Статья Шелгунова "Прошедшее и будущее европейской цивилизации" оканчивается такими словами: "Если протестанты XVI столетия освободили мысль, то мы сделали попытку освободить человека. Только наше время установило, что благороднейший, драгоценнейший и единственный элемент прогресса есть свободная личность, развившаяся в свободном общежитии. Мы живем в самом начале этого периода и несем на своих плечах главную борьбу за новое слово".
"Мы сделали попытку", "мы несем на своих плечах" – это, разумеется, не специально к нам, русским, относится, а к известному времени, к известной ступени цивилизации, к которой, однако, и мы с шестидесятых годов приобщились. В XII главе "Воспоминаний" Шелгунова читаем:
"Внизу освобождались крестьяне от крепостного права, вверху освобождалась интеллигенция от служилого государства и от старых московских понятий. И более великого момента, как этот переход от идеи крепостного и служилого государства к идее государства свободного, в нашей истории не было, да, пожалуй, и не будет. Мы, современники этого перелома, стремясь к личной и общественной свободе и работая только для нее, конечно, не имели времени думать, делаем ли мы что-нибудь великое или невеликое. Мы просто стремились к простору, и каждый освобождался, где и как он мог и от чего ему было нужно. Хотя работа эта была, по-видимому, мелкая, так сказать, единоличная, потому что каждый действовал за свой страх и для себя, но именно от этого общественное оказывалось сильнее, неудержимее, стихийнее. Идея свободы, охватившая всех, проникала всюду, и совершалось действительно что-то небывалое и невиданное".
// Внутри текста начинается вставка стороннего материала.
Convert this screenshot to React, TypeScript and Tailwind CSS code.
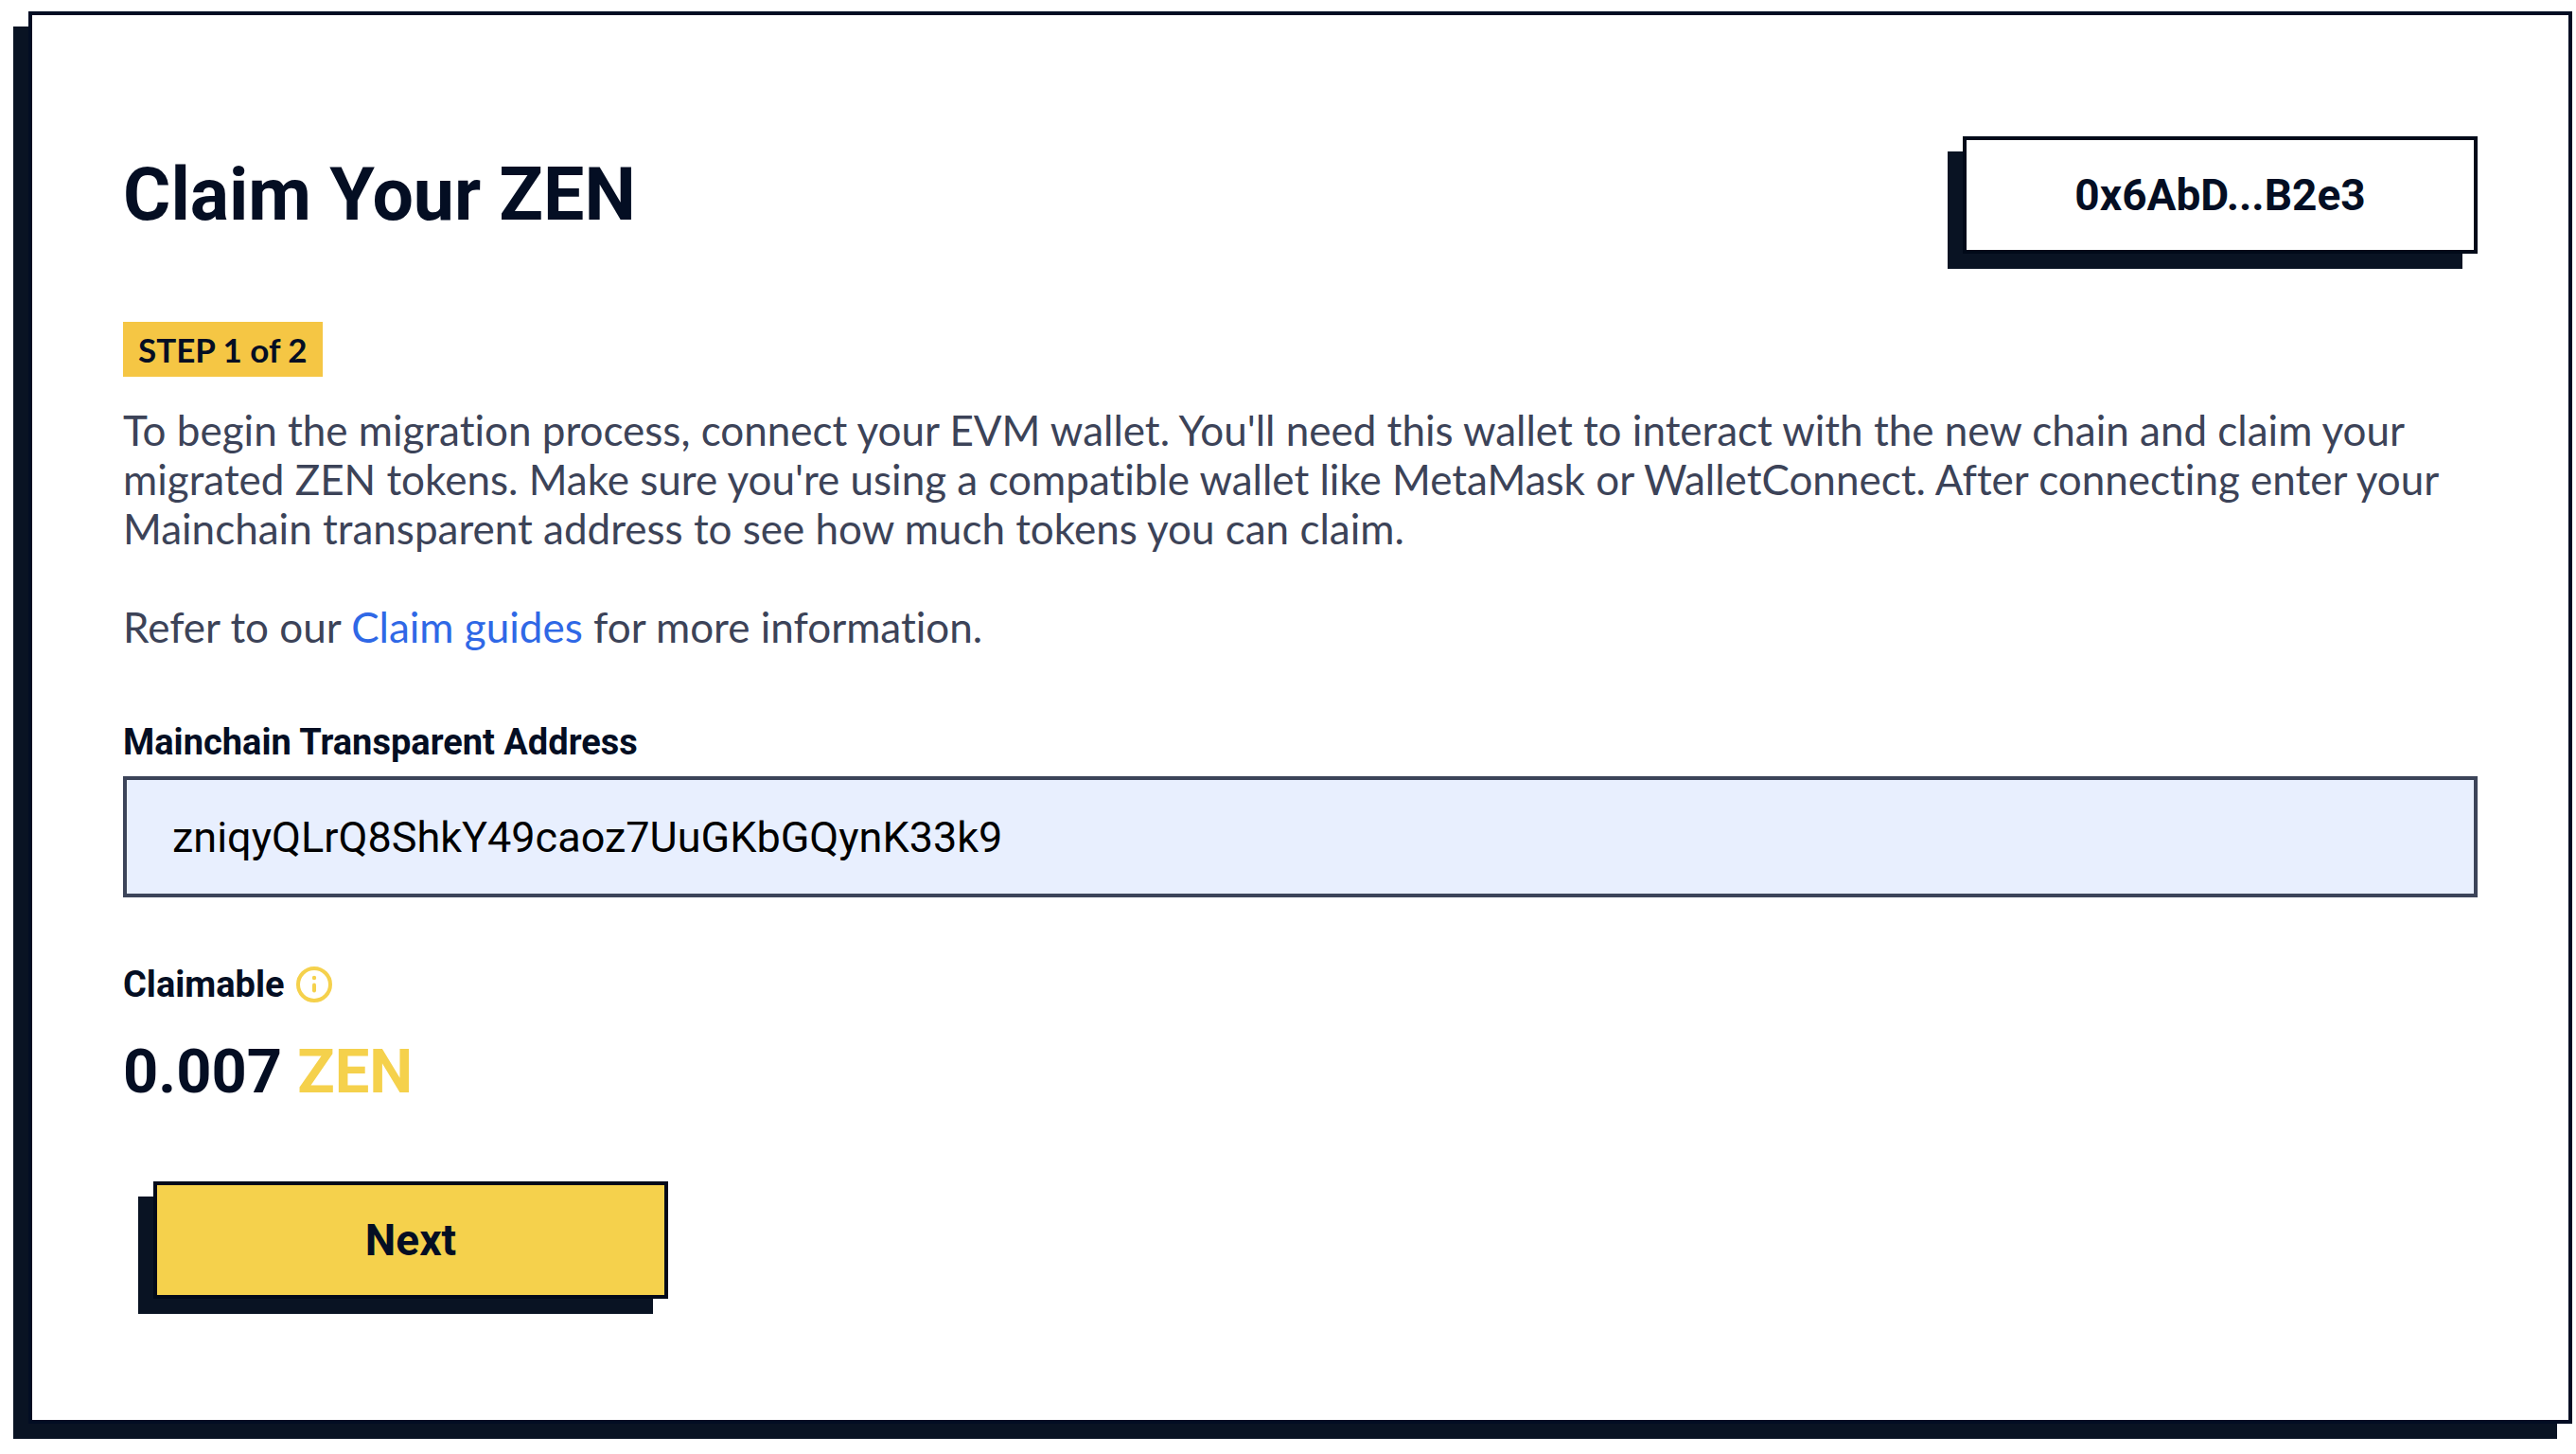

Вслед за этим Шелгунов приводит разные иллюстрирующие эпизоды и соображения. Тут есть рассказы об офицерах, выходивших в отставку, чтобы завести книжную торговлю или заняться издательством, о женщинах, выбивавшихся из-под гнета грубой и деспотической семьи, и т. п. Есть и такие указания: "Правительство сознавало, что при новых усложненных требованиях более развитой жизни продолжать старую систему казенного управления у него не достанет сил, и оно стало продавать или закрывать казенные фабрики и заводы, оно поощряло и поддерживало акционерные предприятия, оно создало русское общество пароходства и торговли, оно открыло возможность для частных банков, оно передало постройки железных дорог частным предпринимателям. Одним словом, реакция против прежнего всепоглощающего государственного вмешательства и казенного руководительства была не только всеобщей, но и легла в основу общественно-экономических реформ и всей системы государственного хозяйства прошедшего царствования".